Il est important aussi que les parents soient rassurants, ce qui présuppose qu’ils soient eux-mêmes rassurés ! Toute démarche à destination d’un enfant démarre donc par un temps de recentrage entre adultes. Il faut garder à l’esprit que le stress, même non exprimé verbalement, se communique aux enfants.
Il faut décrypter ce qu’il s’est passé, à l’aide des informations publiées dans la presse. Mais il faut retirer les enfants des écrans de télévision. Puis expliquer aux enfants la situation sans cacher les choses mais le plus simplement possible. Les enfants peuvent se sentir responsables, il faut les rassurer en parlant de la police, rappeler la loi, les grands principes et les grands interdits dans une vie en société. Ces cadres sont sécurisants pour les enfants. Il peut être utile aussi de rappeler que les émotions ressenties comme la peur ou la tristesse sont normales, il ne faut pas chercher à les cacher.
Strasbourg, c’est souvent le monde entier pour un petit enfant qui peut donc prendre très mal cette intrusion dans son univers. Il faut donc aussi mentionner l’école, le lieu de travail des parents et préciser que tout va bien, qu’ils sont en sécurité et leurs parents aussi.
Faut-il évoquer l’attaque avec les adolescents ?
Oui bien sûr. C’est plus compliqué parce que les adolescents sont déjà connectés les uns avec les autres et à Internet. En outre, ces attaques touchent à leur univers : Bataclan, matchs de football, marché de Noël… Ils y sont très sensibles. Des informations circulent bien avant tout échange avec les parents. Donc là encore, les parents doivent prendre les devants, en discuter avec leurs enfants et rappeler que sur Internet et sur les réseaux sociaux, tout n’est pas exact ni fiable loin de là.
« Expliquer les raisons derrière l’attaque »
Il faut expliquer les raisons qui ont mené à une action terroriste, il y a un cadre politique qui peut être décrypté avec les adolescents, rappeler en l’occurrence que le principal suspect était suivi par la police, qui s’apprêtait à l’appréhender et qu’il semble avoir rejoint une forme de radicalisation islamiste. Il faut leur donner le plus d’informations fiables et vérifiées possible pour leur permettre d’affronter Internet !
Comment détecter si un enfant est traumatisé ?
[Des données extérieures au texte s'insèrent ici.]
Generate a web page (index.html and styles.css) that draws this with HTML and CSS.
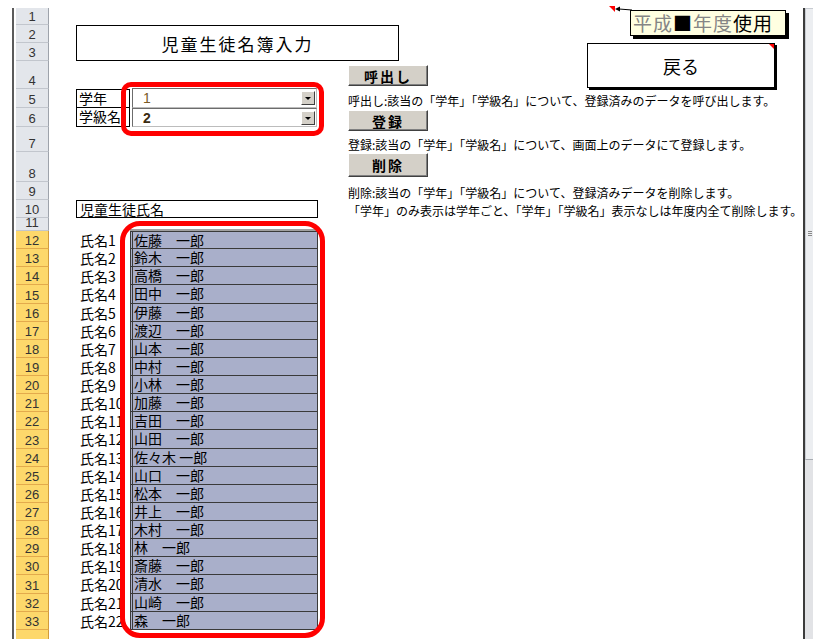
FILE: index.html
```html
<!DOCTYPE html>
<html lang="ja">
<head>
    <meta charset="utf-8">
    <title>児童生徒名簿入力</title>
    <link rel="stylesheet" href="styles.css">
</head>
<body>
<div class="window">
    <div class="sheet">
        <div class="grid">
            <div class="rh">1</div>
            <div class="rh">2</div>
            <div class="rh">3</div>
            <div class="rh">4</div>
            <div class="rh">5</div>
            <div class="rh">6</div>
            <div class="rh">7</div>
            <div class="rh">8</div>
            <div class="rh">9</div>
            <div class="rh">10</div>
            <div class="rh">11</div>
            <div class="rh sel">12</div>
            <div class="rh sel">13</div>
            <div class="rh sel">14</div>
            <div class="rh sel">15</div>
            <div class="rh sel">16</div>
            <div class="rh sel">17</div>
            <div class="rh sel">18</div>
            <div class="rh sel">19</div>
            <div class="rh sel">20</div>
            <div class="rh sel">21</div>
            <div class="rh sel">22</div>
            <div class="rh sel">23</div>
            <div class="rh sel">24</div>
            <div class="rh sel">25</div>
            <div class="rh sel">26</div>
            <div class="rh sel">27</div>
            <div class="rh sel">28</div>
            <div class="rh sel">29</div>
            <div class="rh sel">30</div>
            <div class="rh sel">31</div>
            <div class="rh sel">32</div>
            <div class="rh sel">33</div>
            <div class="rh sel">34</div>

            <div class="title">児童生徒名簿入力</div>
            <div class="back">戻る<span class="mark"></span></div>

            <button class="btn btn-call">呼出し</button>
            <div class="note note-call">呼出し:該当の「学年」「学級名」について、登録済みのデータを呼び出します。</div>

            <div class="lab lab-year">学年</div>
            <div class="lab lab-class">学級名</div>
            <div class="combo combo-year"><span class="val v1">1</span><span class="drop"></span></div>
            <div class="combo combo-class"><span class="val v2">2</span><span class="drop"></span></div>

            <button class="btn btn-save">登録</button>
            <div class="note note-save">登録:該当の「学年」「学級名」について、画面上のデータにて登録します。</div>

            <button class="btn btn-del">削除</button>
            <div class="note note-del">削除:該当の「学年」「学級名」について、登録済みデータを削除します。</div>
            <div class="note note-del2">「学年」のみ表示は学年ごと、「学年」「学級名」表示なしは年度内全て削除します。</div>

            <div class="namehead">児童生徒氏名</div>

            <div class="names">
                <div class="nl">氏名1</div><div class="nv">佐藤　一郎</div>
                <div class="nl">氏名2</div><div class="nv">鈴木　一郎</div>
                <div class="nl">氏名3</div><div class="nv">高橋　一郎</div>
                <div class="nl">氏名4</div><div class="nv">田中　一郎</div>
                <div class="nl">氏名5</div><div class="nv">伊藤　一郎</div>
                <div class="nl">氏名6</div><div class="nv">渡辺　一郎</div>
                <div class="nl">氏名7</div><div class="nv">山本　一郎</div>
                <div class="nl">氏名8</div><div class="nv">中村　一郎</div>
                <div class="nl">氏名9</div><div class="nv">小林　一郎</div>
                <div class="nl">氏名10</div><div class="nv">加藤　一郎</div>
                <div class="nl">氏名11</div><div class="nv">吉田　一郎</div>
                <div class="nl">氏名12</div><div class="nv">山田　一郎</div>
                <div class="nl">氏名13</div><div class="nv">佐々木 一郎</div>
                <div class="nl">氏名14</div><div class="nv">山口　一郎</div>
                <div class="nl">氏名15</div><div class="nv">松本　一郎</div>
                <div class="nl">氏名16</div><div class="nv">井上　一郎</div>
                <div class="nl">氏名17</div><div class="nv">木村　一郎</div>
                <div class="nl">氏名18</div><div class="nv">林　一郎</div>
                <div class="nl">氏名19</div><div class="nv">斎藤　一郎</div>
                <div class="nl">氏名20</div><div class="nv">清水　一郎</div>
                <div class="nl">氏名21</div><div class="nv">山崎　一郎</div>
                <div class="nl">氏名22</div><div class="nv">森　一郎</div>
            </div>
        </div>

        <!-- comment popup with its pointer -->
        <svg class="pointer" width="26" height="10" viewBox="0 0 26 10">
            <polygon points="3,1 9,1 9,7" fill="#ff0000"/>
            <polygon points="9,4 14,1.5 14,6.5" fill="#000"/>
            <line x1="13" y1="4" x2="26" y2="5" stroke="#000" stroke-width="1"/>
        </svg>
        <div class="comment"><span class="dim">平成</span>■<span class="dim">年度</span>使用</div>

        <!-- red marks drawn over the sheet -->
        <div class="ring ring-top"></div>
        <div class="ring ring-list"></div>
    </div>

    <div class="vscroll">
        <div class="bar">
            <div class="thumb"><span class="grip"></span></div>
            <div class="track"></div>
        </div>
    </div>
</div>
</body>
</html>
```

FILE: styles.css
```css
body {
    margin: 0;
    overflow: hidden;
    background: #fff;
    color: #000;
    font-family: "Noto Sans CJK JP", sans-serif;
}

.window {
    display: flex;
    width: 813px;
    height: 639px;
}

.sheet {
    position: relative;
    flex: 1;
    padding: 8px 0 0 12px;
    overflow: hidden;
}

.grid {
    display: grid;
    border-left: 2px solid #5b5b5b;
    padding-left: 2px;
    grid-template-columns: 33px 27px 54px 188px 30px 1fr;
    grid-template-rows: 17px 18px 18px 28px 19px 19px 25px 30px 18px 18px 13px repeat(22, 18.14px) 26px;
}

/* row headers */
.rh {
    grid-column: 1;
    display: flex;
    align-items: flex-end;
    justify-content: center;
    box-sizing: border-box;
    overflow: hidden;
    background: #e3e6eb;
    border-bottom: 1px solid #c2c6cd;
    border-right: 1px solid #9ea3ab;
    color: #333;
    font-family: "Liberation Sans", sans-serif;
    font-size: 13px;
    line-height: 15px;
}

.rh.sel {
    background: #fdd86b;
    border-bottom-color: #e3aa4c;
    border-right-color: #d19b3b;
}

.title {
    grid-row: 2 / 4;
    grid-column: 3 / 7;
    width: 323px;
    box-sizing: border-box;
    border: 1px solid #000;
    display: flex;
    align-items: center;
    justify-content: center;
    font-size: 17px;
    letter-spacing: 2px;
}

.back {
    position: relative;
    grid-row: 3 / 5;
    grid-column: 6;
    align-self: start;
    margin-left: 239px;
    width: 188px;
    height: 45px;
    box-sizing: border-box;
    border: 1px solid #000;
    box-shadow: 2px 2px 0 #000;
    display: flex;
    align-items: center;
    justify-content: center;
    font-size: 18px;
}

.back .mark {
    position: absolute;
    top: 0;
    right: 0;
    border-left: 5px solid transparent;
    border-top: 5px solid #ff0000;
}

/* form buttons */
.btn {
    grid-column: 6;
    align-self: start;
    width: 80px;
    padding: 0;
    box-sizing: border-box;
    background: #d4d0c8;
    border: 1px solid;
    border-color: #fff #404040 #404040 #fff;
    box-shadow: inset -1px -1px 0 #808080;
    color: #000;
    font: bold 14px "Noto Sans CJK JP", sans-serif;
    line-height: 18px;
    letter-spacing: 2px;
}

.btn-call {
    grid-row: 4;
    margin-top: 4px;
    height: 21px;
}

.btn-save {
    grid-row: 6;
    margin-top: 2px;
    height: 21px;
}

.btn-del {
    grid-row: 8;
    margin-top: 1px;
    height: 24px;
}

.note {
    grid-column: 6;
    align-self: end;
    font-size: 12px;
    line-height: 15px;
    white-space: nowrap;
}

.note-call { grid-row: 5; }
.note-save { grid-row: 7; }
.note-del { grid-row: 9; }
.note-del2 { grid-row: 10; }

/* 学年 / 学級名 */
.lab {
    grid-column: 3;
    box-sizing: border-box;
    border: 1px solid #000;
    padding-left: 2px;
    font-size: 14px;
    line-height: 17px;
    white-space: nowrap;
    overflow: hidden;
}

.lab-year { grid-row: 5; }

.lab-class {
    grid-row: 6;
    border-top: none;
}

.combo {
    grid-column: 4;
    margin: 0 1px 0 2px;
    display: flex;
    align-items: center;
    box-sizing: border-box;
    border: 1px solid #6c6c6c;
    border-right-color: #bcbcbc;
    border-bottom-color: #bcbcbc;
    background: #fff;
}

.combo-year {
    grid-row: 5;
    margin-top: -1px;
}

.combo-class { grid-row: 6; }

.val {
    flex: 1;
    padding-left: 10px;
    font-family: "Liberation Sans", sans-serif;
    font-size: 14px;
    line-height: 16px;
}

.v1 { color: #7a5a24; }

.v2 {
    color: #3b2b10;
    font-weight: bold;
}

.drop {
    position: relative;
    width: 14px;
    height: 14px;
    margin-right: 1px;
    box-sizing: border-box;
    background: #d4d0c8;
    border: 1px solid;
    border-color: #fff #404040 #404040 #fff;
}

.drop::after {
    content: "";
    position: absolute;
    left: 3px;
    top: 5px;
    border-left: 3px solid transparent;
    border-right: 3px solid transparent;
    border-top: 3px solid #000;
}

.namehead {
    grid-row: 10;
    grid-column: 3 / 5;
    box-sizing: border-box;
    border: 1px solid #000;
    padding-left: 3px;
    font-size: 14px;
    line-height: 16px;
}

/* name list */
.names {
    grid-row: 12 / 34;
    grid-column: 3 / 5;
    display: grid;
    grid-template-columns: 54px 188px;
    grid-template-rows: repeat(22, 1fr);
}

.nl {
    padding-left: 4px;
    font-size: 14px;
    line-height: 18px;
    white-space: nowrap;
    overflow: hidden;
}

.nv {
    box-sizing: border-box;
    background: #a9afca;
    border-left: 3px double #3a3a3a;
    border-right: 1px solid #3a3a3a;
    border-bottom: 1px solid #3a3a3a;
    padding-left: 1px;
    font-size: 14px;
    line-height: 17px;
    white-space: nowrap;
    overflow: hidden;
}

.names .nv:nth-child(2) {
    border-top: 1px solid #3a3a3a;
    box-shadow: 0 -2px 0 #a0a0a0;
}

/* comment popup */
.pointer {
    position: absolute;
    left: 606px;
    top: 5px;
}

.comment {
    position: absolute;
    left: 630px;
    top: 10px;
    width: 156px;
    height: 26px;
    box-sizing: border-box;
    background: #ffffe1;
    border: 1px solid #000;
    box-shadow: 3px 3px 0 #000;
    padding-left: 2px;
    font-size: 19px;
    line-height: 24px;
    letter-spacing: 1px;
    white-space: nowrap;
}

.comment .dim { color: #858585; }

.ring {
    position: absolute;
    box-sizing: border-box;
    border: 5px solid #ff0000;
}

.ring-top {
    left: 121px;
    top: 82px;
    width: 203px;
    height: 54px;
    border-radius: 10px;
}

.ring-list {
    left: 120px;
    top: 221px;
    width: 205px;
    height: 417px;
    border-radius: 20px;
}

/* right scroll bar */
.vscroll {
    width: 10px;
    padding-top: 8px;
    display: flex;
}

.bar {
    flex: 1;
    display: flex;
    flex-direction: column;
    border-left: 2px solid #3c3c3c;
}

.thumb {
    position: relative;
    height: 450px;
    background: #eceef1;
    border-left: 1px solid #c8ccd2;
    border-top: 1px solid #c8ccd2;
    border-bottom: 1px solid #a8acb2;
}

.grip {
    position: absolute;
    left: 2px;
    top: 222px;
    width: 4px;
    height: 5px;
    background: repeating-linear-gradient(#888 0 1px, transparent 1px 2px);
}

.track {
    flex: 1;
    background: #e2e3e6;
}
```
C’est assez compliqué et les signes peuvent mettre du temps à se manifester, jusqu’à six mois après les événements ! Être anxieux pendant quelques jours, faire des cauchemars pendant quelques nuits est un comportement normal. En revanche, si ça perdure, il faut s’inquiéter et consulter un professionnel. Les symptômes peuvent être une irritabilité exceptionnelle qui persiste, un enfant à fleur de peau, dont les résultats scolaires plongent ou qui ne s’habille plus tout seul, etc. Ce sont des petits signes qui peuvent être dus à un stress post-traumatique. Et comme toujours, pour les détecter, il faut être présent et à l’écoute. Laisser venir la parole, par exemple au moment du coucher.
« Reprendre assez vite une vie normale »
Une bonne manière d’éviter un traumatisme est de reprendre assez vite une vie normale, retrouver les habitudes. Si des enfants vont seuls à l’école par exemple, les parents peuvent les accompagner à nouveau un jour ou deux, mais il faut assez vite reprendre confiance. Les habitudes sécurisent et rassurent les enfants. Dans le cas de cette attaque, il faut retourner assez vite au Marché de Noël.
Si des dessins ont été réalisés, il peut être utile d’aller les déposer sur les lieux dédiés à la mémoire des victimes. Déposer un dessin ou une bougie place Kléber permet aussi aux enfants de se rendre compte qu’ils ne sont pas seuls à ressentir ces émotions. Être entouré de personnes qui partagent le même ressenti peut être d’une grande aide.